THE TASK — Answer with one number: the count of lines in this material that hold the word "styles".

- - -

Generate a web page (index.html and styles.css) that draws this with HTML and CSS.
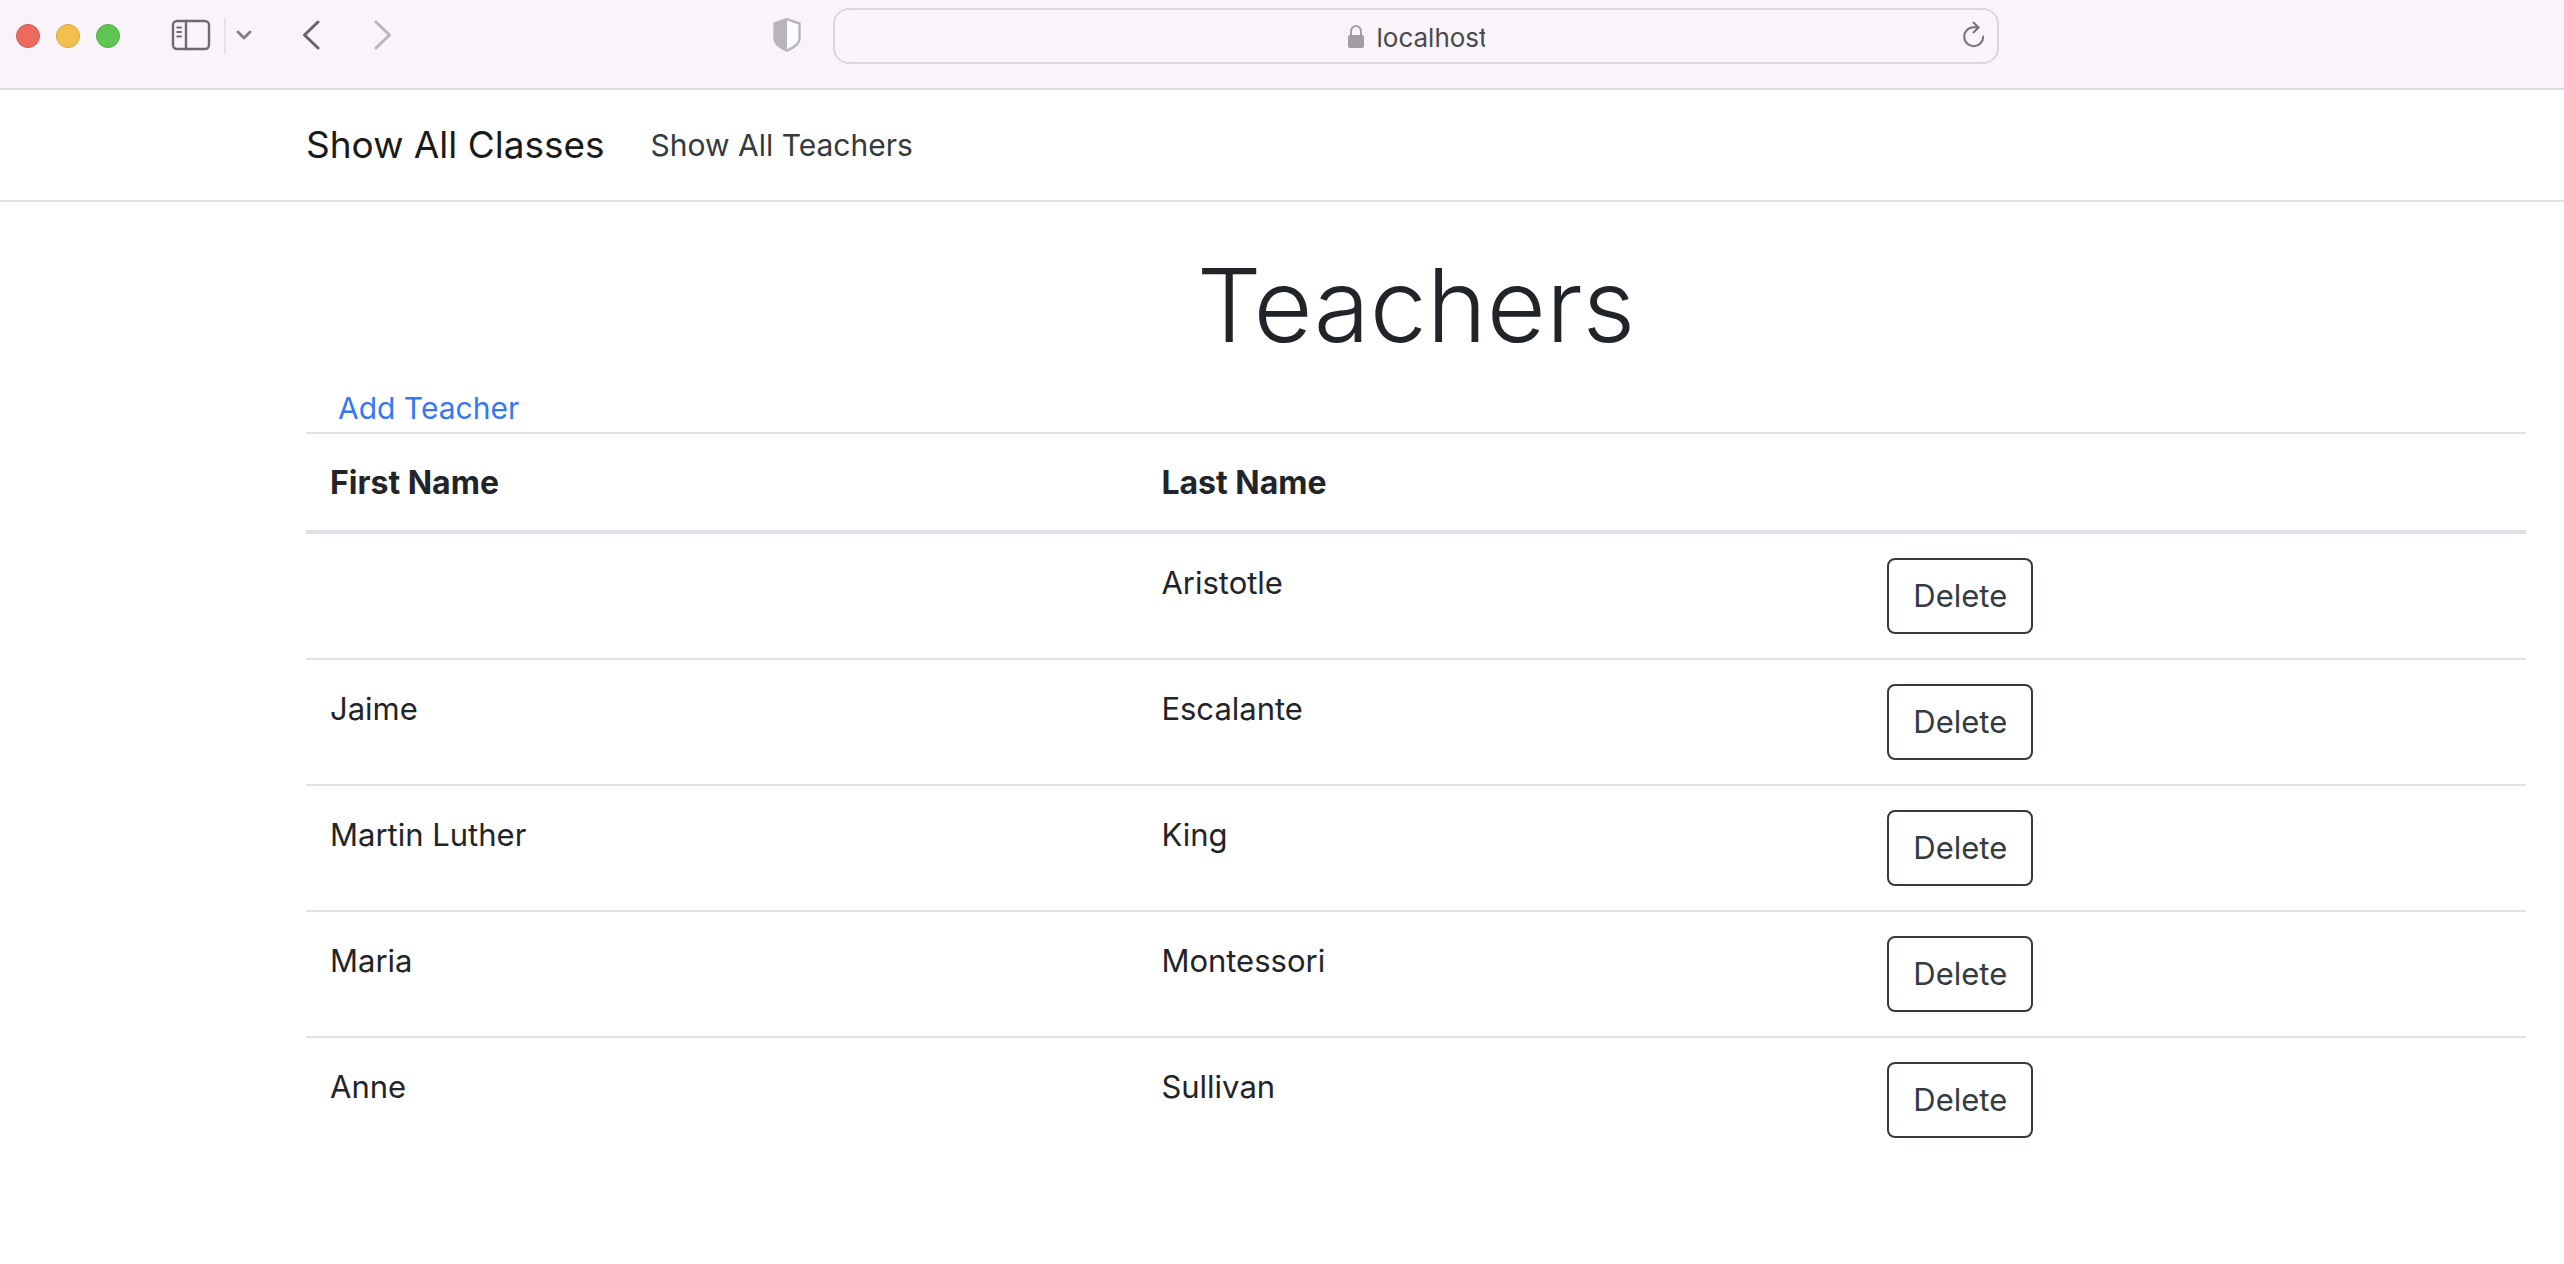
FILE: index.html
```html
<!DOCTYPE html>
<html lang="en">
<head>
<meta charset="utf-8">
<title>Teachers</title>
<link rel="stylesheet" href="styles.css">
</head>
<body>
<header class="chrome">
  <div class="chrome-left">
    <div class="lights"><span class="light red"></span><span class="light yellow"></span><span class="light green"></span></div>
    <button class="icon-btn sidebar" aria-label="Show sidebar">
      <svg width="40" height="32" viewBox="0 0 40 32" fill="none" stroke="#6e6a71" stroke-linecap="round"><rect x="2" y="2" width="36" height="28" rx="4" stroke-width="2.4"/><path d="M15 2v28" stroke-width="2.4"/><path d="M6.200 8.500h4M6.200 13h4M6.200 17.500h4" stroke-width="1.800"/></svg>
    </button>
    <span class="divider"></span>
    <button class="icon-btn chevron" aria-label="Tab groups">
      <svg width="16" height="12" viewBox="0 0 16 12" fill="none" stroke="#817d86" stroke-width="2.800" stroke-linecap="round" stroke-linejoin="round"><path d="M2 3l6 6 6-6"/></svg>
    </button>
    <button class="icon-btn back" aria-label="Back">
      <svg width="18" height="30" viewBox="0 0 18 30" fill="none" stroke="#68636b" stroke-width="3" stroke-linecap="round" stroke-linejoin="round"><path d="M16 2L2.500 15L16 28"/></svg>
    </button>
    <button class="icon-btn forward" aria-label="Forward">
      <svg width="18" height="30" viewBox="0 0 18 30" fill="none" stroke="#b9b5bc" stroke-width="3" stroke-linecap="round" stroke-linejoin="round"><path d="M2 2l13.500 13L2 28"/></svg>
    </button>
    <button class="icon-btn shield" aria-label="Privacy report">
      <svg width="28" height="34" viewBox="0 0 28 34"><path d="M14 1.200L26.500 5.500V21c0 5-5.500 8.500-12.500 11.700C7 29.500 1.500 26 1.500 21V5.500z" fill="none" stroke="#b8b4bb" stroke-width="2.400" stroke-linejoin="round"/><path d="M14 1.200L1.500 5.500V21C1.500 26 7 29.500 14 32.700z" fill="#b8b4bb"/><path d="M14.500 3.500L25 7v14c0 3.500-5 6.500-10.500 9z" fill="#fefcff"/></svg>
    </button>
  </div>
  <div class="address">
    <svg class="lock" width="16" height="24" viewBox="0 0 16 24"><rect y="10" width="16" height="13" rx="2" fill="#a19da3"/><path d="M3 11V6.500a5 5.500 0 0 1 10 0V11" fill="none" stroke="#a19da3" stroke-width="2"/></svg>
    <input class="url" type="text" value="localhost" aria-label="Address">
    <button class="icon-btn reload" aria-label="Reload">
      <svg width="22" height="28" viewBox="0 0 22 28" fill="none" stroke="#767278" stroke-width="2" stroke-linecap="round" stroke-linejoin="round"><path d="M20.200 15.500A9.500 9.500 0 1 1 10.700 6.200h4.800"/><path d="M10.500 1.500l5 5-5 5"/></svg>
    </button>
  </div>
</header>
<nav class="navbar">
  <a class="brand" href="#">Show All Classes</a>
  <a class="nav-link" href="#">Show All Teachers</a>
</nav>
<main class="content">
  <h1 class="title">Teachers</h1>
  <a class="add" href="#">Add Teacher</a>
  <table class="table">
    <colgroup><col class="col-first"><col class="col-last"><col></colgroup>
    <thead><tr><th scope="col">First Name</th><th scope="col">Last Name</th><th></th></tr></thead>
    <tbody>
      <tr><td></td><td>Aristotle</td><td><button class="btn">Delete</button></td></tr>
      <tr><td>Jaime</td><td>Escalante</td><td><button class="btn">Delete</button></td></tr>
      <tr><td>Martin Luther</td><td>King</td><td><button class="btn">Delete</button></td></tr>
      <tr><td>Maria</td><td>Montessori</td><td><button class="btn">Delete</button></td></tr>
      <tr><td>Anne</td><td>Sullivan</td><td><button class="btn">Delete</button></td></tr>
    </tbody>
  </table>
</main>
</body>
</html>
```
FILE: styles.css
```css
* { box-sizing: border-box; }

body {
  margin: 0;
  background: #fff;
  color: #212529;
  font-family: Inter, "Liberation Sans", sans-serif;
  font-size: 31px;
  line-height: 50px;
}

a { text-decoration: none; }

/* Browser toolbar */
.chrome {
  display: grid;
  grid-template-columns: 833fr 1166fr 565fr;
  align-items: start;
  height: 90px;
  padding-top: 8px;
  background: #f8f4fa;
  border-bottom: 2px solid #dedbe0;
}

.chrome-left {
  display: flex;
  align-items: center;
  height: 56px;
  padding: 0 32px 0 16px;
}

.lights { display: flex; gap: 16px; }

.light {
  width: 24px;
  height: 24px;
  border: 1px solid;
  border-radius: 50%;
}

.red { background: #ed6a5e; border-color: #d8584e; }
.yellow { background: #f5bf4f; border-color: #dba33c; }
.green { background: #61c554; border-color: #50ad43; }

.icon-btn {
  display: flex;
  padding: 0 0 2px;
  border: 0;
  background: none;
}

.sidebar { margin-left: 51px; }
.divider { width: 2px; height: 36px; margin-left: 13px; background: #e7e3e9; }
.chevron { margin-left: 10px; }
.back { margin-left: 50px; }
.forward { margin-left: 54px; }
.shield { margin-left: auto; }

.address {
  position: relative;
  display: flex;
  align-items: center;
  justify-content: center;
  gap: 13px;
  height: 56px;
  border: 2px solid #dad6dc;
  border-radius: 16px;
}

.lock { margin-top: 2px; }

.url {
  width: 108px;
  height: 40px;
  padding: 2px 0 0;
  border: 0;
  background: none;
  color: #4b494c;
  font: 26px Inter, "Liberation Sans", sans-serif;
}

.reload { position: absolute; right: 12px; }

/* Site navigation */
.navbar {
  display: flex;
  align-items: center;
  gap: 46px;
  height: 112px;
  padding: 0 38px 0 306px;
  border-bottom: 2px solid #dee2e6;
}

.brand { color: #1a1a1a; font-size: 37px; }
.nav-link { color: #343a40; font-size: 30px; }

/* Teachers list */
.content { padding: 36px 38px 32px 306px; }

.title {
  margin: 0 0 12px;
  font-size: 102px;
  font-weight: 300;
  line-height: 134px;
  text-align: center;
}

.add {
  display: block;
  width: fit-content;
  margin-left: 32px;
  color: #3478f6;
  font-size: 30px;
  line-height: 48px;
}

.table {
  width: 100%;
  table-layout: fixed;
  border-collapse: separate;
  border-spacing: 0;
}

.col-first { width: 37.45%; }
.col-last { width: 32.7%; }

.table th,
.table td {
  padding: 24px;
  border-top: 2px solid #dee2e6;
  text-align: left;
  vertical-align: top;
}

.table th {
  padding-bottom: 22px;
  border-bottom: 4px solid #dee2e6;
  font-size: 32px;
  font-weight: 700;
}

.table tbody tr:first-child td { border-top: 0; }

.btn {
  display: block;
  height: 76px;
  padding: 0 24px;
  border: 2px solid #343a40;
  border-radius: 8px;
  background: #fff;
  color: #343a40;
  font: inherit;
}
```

- - -

FULL OUTPUT — 3